→ Exercise aim: Wherever "styles" appears in a line, list that line.

— Begin —

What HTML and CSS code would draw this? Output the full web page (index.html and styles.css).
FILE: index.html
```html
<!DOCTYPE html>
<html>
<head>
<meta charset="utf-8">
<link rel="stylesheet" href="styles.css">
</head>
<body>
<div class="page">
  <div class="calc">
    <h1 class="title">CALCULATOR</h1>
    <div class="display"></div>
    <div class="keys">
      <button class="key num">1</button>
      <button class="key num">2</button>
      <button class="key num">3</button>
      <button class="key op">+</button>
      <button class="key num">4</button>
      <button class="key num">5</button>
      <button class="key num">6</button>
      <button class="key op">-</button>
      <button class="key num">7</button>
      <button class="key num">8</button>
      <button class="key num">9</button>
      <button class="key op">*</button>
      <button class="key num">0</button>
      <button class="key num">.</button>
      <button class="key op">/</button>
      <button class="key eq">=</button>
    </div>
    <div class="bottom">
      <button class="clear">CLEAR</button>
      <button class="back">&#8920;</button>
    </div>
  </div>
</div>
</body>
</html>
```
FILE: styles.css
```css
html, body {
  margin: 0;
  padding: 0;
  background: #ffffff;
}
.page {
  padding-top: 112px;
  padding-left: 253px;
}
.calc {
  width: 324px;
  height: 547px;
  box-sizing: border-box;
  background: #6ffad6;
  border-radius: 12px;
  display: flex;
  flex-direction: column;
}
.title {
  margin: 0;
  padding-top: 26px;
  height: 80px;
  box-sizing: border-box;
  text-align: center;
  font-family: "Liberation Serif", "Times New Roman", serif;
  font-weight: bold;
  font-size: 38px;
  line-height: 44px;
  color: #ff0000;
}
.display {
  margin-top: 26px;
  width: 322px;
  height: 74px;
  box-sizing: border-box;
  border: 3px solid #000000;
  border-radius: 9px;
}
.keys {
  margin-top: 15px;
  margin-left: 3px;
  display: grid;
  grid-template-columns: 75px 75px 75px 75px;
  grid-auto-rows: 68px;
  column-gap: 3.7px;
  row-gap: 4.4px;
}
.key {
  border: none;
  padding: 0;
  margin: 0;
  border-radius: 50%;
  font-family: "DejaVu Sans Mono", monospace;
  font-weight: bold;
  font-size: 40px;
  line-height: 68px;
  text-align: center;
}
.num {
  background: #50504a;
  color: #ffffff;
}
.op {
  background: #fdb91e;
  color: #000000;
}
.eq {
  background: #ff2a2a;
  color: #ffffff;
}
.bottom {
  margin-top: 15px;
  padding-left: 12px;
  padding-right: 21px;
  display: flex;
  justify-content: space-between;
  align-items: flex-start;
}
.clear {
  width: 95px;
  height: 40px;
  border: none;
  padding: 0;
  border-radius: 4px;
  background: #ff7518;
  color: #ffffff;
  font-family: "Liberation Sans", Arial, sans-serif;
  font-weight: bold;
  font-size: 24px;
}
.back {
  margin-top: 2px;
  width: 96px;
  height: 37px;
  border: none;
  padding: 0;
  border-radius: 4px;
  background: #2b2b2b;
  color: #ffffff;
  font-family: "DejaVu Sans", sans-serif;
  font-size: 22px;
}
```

— End —

→ Exercise answer:
What HTML and CSS code would draw this? Output the full web page (index.html and styles.css).
<link rel="stylesheet" href="styles.css">
FILE: styles.css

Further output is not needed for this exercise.